What results may one expect?


  1. Paternity Inclusion: The alleged father is not excluded as the biological father of the fetus. The probability of 99.9% that the tested alleged father contributed his genetic markers required of the biological father is 99.9% when compared with random individuals.

  2. Paternity Exclusion: The alleged father is excluded as the biological father of the fetus. The alleged father lacks the genetic markers that must be contributed to the fetus by the biological father.

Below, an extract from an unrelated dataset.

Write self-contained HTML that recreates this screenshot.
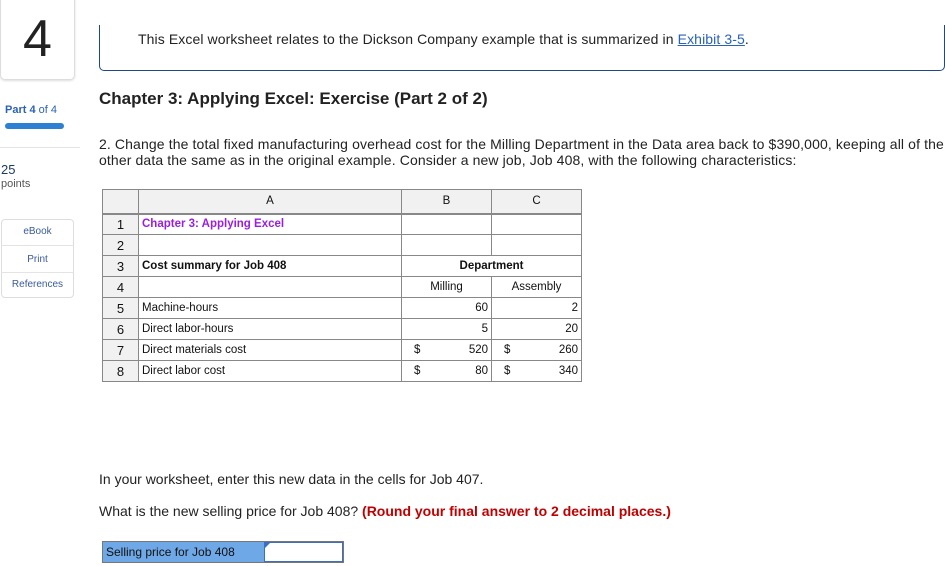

  3. Insufficient fetal DNA for conclusive analysis: An insufficient amount of fetal DNA was present in the mother's blood; therefore determining the paternity of the fetus is inconclusive. Because the amount of fetal DNA in maternal blood varies greatly during pregnancy and increases with advancing gestational age; a recollection of the mother's blood only is required for the testing to be repeated.

  4. Indeterminate paternity results: No conclusion regarding paternity can be determined from the genetic testing performed. The statistical value obtained for the tested alleged father is inconclusive and, thus, he can neither be included nor excluded as the biological father of the fetus. This may occur for various reasons including, but not limited to, close genetic similarity between an alleged father and the true biological father. Because of genetic similarities among relatives, DNA specimen collection (blood draw) from all possible alleged father's is recommended if they are related.


DNA Paternity Test

 

 

Pre-Natal Collection


The prenatal DNA can be collected by a physician utilizing one of two techniques: amniocentesis or chorionic villus sampling (CVS).  The type of sample collected will depend on the stage of pregnancy.  CVS is typically performed between the 10th and 12th weeks of pregnancy, while amniotic samples are collected between 12 and 21 weeks.

DNA Paternity Test
Amniocentesis is an invasive procedure that involves inserting a needle into the mother’s abdomen to withdraw a small amount of amniotic fluid from the amniotic sac which surrounds the developing fetus.  This procedure can lead to damage or loss of the baby in up to 1% of cases.  As a result, it is recommended that patients wait until the baby is born, unless they are already undergoing this procedure for medical reasons.

In general, a 10 ml sample of amniotic fluid is requested.  Samples can be collected in sterile non-preserved vials.  Samples collected prior to 18 weeks gestation may contain insufficient fetal DNA for analysis.

Chorionic villus sampling involves inserting a catheter through the cervix and removing portions of the chorionic villi. Chorionic villi are microscopic finger-like projections that emerge from the chorionic membrane and eventually form the placenta. The cells in the chorionic villi are of fetal origin, and thus have the same genetic composition as the baby. This procedure can lead to damage or loss of the baby. As a result, it is recommended that patients wait until the baby is born, unless they are already undergoing this procedure for medical reasons. Samples should be shipped frozen on dry ice to the laboratory via overnight courier.